Il est tems aussi de développer les avantages réels que présente pour les opérations militaires la montagne du Simplon, tout horrible qu’elle est, quand on la compare impartialement et judicieusement, soit au Gothard, soit aux deux Bernards. Elle est d’abord notablement moins haute que chacune de ces trois montagnes[1] son élévation semble s’arrêter juste au point qui commence à compromettre la sensibilité humaine, et tandis que les autres font ressentir en tout tems un froid insupportable, le Simplon commence à vous offrir les moyens de redescendre, lorsque l’ascension cesserait de vous donner du ton, lorsqu’elle ne vous ferait plus sentir que ce froid, l’ennemi ou plutôt la mort tant du moral que du physique.
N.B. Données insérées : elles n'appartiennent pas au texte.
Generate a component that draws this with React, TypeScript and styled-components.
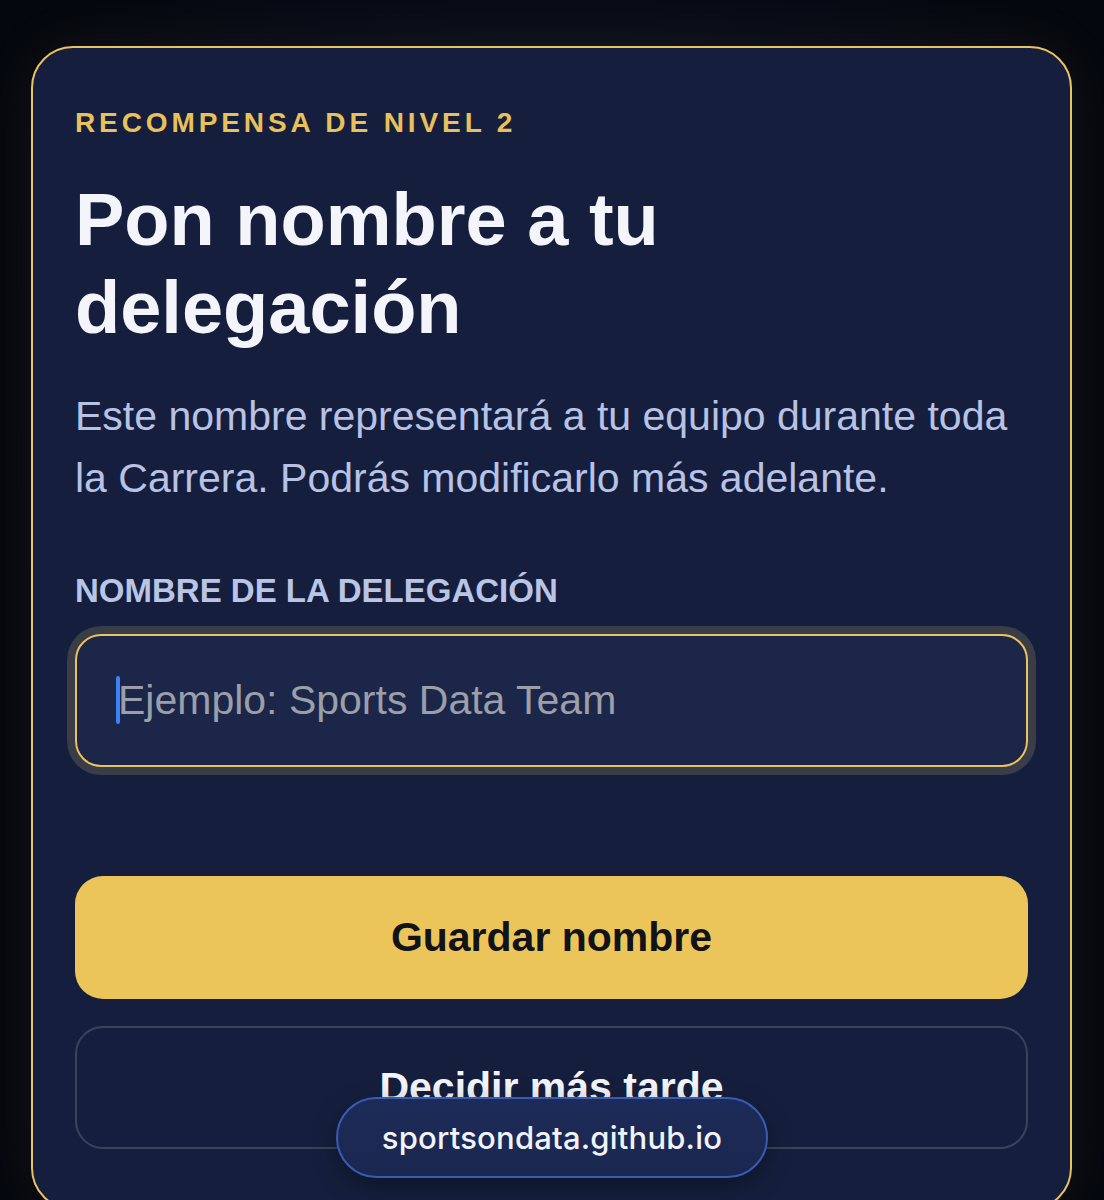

Le point des Alpes qu’occupe le Simplon, est aussi bien plus central, soit par rapport à la capitale de la république Italienne, soit par rapport à celle de la république Helvétique, soit à l’égard de Paris

  1. La hauteur comparée de ces quatre montagnes est, d’après le voyage de Mr. de Saussure dans les Alpes : Petit St. Bernard 1125 toises au-dessus de la mer, grand St. Bernard 1246 toises, St. Gothard 1065 toises, Simplon 1029 toises.